start Information provided
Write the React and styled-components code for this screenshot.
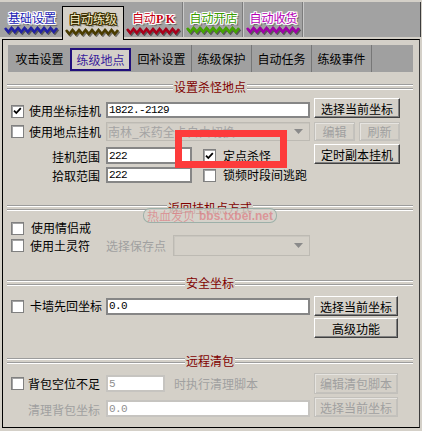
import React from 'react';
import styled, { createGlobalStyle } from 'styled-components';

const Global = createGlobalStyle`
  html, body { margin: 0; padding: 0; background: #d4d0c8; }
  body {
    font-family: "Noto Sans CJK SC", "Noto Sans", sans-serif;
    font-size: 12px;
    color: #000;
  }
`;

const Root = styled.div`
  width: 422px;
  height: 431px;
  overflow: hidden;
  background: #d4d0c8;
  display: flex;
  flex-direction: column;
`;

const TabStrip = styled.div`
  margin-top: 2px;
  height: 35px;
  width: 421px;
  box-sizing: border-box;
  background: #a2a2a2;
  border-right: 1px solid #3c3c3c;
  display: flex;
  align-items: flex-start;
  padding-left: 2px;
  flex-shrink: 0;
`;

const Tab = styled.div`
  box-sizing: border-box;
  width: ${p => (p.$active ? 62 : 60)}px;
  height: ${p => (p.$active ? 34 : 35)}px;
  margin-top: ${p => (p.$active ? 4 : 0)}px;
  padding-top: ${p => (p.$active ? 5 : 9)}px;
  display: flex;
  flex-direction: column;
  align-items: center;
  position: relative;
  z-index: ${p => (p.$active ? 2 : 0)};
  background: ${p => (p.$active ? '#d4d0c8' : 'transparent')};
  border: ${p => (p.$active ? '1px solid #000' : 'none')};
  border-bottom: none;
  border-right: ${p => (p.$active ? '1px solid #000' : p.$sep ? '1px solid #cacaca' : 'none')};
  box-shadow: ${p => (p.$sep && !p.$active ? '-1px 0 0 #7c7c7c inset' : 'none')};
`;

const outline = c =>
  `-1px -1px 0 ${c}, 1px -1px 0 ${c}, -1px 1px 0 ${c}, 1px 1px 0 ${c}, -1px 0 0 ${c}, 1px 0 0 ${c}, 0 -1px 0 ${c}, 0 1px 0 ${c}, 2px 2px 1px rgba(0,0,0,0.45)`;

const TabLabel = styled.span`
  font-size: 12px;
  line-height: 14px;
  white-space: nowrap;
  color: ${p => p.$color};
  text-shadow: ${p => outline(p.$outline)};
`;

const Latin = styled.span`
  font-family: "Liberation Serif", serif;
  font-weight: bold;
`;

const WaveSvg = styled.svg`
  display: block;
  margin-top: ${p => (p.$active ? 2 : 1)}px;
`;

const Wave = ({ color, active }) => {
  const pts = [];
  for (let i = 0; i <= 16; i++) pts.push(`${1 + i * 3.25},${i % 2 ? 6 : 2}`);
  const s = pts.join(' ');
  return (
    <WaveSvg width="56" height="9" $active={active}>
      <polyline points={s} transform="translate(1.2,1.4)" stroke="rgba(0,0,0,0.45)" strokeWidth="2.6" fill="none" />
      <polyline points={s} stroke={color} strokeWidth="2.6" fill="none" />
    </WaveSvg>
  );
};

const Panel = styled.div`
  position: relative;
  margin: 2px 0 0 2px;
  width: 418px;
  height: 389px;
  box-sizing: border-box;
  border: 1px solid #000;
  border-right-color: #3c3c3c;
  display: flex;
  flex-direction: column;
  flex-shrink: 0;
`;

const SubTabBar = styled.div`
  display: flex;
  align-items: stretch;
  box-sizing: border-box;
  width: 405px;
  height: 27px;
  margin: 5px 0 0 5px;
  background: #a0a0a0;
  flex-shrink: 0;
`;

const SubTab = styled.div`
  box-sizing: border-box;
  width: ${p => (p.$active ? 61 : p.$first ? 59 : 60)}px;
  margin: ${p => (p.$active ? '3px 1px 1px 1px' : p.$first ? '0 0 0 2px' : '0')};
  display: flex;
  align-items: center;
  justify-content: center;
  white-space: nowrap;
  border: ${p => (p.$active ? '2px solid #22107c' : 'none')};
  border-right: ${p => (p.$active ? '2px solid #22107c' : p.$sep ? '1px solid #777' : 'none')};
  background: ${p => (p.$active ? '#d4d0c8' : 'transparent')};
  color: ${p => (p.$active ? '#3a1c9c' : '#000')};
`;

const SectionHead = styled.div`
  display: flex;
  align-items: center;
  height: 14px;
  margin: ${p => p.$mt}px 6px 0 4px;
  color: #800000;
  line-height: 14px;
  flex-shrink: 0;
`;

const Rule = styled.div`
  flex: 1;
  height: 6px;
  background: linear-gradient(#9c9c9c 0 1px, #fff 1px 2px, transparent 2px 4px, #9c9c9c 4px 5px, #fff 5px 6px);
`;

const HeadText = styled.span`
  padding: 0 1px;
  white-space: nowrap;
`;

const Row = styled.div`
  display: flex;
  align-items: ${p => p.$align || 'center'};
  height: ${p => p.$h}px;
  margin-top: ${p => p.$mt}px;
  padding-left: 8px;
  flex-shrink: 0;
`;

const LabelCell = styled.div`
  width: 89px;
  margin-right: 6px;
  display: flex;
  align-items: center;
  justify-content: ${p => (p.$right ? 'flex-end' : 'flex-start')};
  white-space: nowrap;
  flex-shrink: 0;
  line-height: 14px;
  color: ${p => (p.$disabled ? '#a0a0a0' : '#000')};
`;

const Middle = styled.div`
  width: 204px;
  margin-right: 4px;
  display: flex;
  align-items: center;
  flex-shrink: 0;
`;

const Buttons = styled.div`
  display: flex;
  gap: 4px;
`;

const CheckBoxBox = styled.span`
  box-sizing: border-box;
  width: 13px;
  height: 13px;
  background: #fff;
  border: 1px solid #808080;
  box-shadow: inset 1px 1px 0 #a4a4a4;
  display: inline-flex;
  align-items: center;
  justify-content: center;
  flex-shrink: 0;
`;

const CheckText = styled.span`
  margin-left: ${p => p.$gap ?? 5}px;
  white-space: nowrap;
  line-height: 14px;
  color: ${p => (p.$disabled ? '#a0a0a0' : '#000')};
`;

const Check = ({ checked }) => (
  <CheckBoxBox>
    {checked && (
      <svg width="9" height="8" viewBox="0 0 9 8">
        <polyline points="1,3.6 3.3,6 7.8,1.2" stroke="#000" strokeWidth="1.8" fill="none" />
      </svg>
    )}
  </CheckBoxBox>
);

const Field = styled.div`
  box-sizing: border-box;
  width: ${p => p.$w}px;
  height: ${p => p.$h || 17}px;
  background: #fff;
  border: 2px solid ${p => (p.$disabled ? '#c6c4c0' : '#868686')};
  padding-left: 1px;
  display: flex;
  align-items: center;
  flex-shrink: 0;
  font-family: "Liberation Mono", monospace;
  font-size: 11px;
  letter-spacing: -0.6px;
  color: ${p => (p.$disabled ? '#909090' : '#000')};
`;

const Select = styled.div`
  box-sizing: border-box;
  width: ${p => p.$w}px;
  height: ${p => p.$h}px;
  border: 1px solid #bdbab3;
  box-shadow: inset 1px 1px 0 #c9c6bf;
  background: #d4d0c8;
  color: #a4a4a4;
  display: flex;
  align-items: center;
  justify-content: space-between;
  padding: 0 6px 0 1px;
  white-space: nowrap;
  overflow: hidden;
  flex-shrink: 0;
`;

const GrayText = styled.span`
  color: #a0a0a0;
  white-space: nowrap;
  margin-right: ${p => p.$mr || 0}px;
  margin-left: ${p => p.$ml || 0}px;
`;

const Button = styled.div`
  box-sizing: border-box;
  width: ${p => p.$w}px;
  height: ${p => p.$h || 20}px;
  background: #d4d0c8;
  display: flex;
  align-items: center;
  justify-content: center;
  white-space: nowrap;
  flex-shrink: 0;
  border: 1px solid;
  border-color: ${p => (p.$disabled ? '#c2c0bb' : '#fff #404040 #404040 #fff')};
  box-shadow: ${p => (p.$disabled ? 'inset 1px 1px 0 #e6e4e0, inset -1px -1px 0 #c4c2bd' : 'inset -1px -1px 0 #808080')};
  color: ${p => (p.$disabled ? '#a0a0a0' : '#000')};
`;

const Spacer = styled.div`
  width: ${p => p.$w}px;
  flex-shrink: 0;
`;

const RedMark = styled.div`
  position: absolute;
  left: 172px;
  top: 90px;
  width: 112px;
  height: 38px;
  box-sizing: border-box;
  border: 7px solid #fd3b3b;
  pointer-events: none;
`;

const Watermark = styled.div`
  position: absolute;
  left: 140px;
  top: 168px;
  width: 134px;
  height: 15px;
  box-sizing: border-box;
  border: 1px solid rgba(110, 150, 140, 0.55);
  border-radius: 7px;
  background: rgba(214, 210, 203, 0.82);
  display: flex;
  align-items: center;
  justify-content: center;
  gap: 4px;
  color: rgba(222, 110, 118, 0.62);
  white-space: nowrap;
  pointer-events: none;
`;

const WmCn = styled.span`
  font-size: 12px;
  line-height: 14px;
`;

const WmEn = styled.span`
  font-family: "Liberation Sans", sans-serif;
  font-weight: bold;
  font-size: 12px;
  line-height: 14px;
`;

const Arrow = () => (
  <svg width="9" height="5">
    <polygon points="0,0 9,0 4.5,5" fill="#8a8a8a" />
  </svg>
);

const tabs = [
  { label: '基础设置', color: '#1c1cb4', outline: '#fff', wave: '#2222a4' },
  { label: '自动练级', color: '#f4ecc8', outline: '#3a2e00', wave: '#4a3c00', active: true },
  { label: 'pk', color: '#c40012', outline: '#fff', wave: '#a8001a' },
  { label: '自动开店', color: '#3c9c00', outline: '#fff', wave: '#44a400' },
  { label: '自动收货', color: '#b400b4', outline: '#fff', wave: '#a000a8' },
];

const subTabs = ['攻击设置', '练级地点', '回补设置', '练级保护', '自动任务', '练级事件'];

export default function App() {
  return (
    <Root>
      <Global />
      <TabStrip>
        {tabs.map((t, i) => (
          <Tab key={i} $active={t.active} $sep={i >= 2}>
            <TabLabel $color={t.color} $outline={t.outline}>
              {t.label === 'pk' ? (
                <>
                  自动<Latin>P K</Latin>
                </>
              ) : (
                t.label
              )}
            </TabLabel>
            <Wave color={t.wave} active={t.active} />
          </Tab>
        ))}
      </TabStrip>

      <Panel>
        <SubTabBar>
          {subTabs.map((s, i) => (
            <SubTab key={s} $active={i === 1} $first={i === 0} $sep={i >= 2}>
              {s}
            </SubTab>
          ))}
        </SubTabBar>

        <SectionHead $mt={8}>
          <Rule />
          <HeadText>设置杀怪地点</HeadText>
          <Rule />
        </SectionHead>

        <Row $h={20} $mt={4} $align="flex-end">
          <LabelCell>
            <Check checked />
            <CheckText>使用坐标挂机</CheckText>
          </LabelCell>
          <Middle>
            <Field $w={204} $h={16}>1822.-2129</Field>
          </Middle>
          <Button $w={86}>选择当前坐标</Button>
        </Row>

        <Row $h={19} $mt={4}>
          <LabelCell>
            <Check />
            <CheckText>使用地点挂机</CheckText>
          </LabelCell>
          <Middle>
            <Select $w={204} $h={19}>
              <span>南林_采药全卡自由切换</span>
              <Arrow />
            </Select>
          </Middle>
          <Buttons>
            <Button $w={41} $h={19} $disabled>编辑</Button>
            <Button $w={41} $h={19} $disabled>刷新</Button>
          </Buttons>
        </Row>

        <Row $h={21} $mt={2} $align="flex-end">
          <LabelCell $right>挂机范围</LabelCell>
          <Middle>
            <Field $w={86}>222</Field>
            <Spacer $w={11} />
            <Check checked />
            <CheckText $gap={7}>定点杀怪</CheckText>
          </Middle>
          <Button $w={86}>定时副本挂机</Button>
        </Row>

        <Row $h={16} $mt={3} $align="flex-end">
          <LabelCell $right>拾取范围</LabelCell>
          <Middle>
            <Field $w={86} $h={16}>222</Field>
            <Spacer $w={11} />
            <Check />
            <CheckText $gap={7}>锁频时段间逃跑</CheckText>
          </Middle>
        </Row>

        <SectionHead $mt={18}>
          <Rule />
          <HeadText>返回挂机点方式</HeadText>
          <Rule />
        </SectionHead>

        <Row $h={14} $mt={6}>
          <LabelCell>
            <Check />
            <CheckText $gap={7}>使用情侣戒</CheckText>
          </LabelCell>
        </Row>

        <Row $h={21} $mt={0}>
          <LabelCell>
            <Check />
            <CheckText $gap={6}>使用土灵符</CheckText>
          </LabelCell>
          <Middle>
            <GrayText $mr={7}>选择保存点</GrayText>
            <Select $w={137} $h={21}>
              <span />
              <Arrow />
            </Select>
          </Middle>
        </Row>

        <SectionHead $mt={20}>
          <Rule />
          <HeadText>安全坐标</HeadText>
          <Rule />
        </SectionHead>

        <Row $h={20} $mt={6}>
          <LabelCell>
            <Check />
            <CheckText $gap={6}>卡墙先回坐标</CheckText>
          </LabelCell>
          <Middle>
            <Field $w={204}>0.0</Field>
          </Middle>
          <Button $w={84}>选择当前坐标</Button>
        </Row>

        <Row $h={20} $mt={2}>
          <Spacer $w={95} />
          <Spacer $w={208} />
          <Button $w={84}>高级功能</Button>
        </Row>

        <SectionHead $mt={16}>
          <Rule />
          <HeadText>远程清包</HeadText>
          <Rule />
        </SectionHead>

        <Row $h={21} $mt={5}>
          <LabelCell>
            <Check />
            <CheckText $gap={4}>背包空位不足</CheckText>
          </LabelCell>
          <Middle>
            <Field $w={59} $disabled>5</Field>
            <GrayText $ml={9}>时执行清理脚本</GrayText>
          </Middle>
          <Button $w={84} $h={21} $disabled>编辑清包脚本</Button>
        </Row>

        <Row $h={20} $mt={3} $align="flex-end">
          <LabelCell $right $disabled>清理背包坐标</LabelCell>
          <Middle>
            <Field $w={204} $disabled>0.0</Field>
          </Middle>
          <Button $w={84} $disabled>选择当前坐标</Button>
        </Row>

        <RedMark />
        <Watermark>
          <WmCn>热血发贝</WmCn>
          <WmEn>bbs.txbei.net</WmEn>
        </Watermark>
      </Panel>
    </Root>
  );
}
end Information provided
Do this: Search the lines above for the string "React" and copy each line that has it.

Exercise output:
Write the React and styled-components code for this screenshot.
import React from 'react';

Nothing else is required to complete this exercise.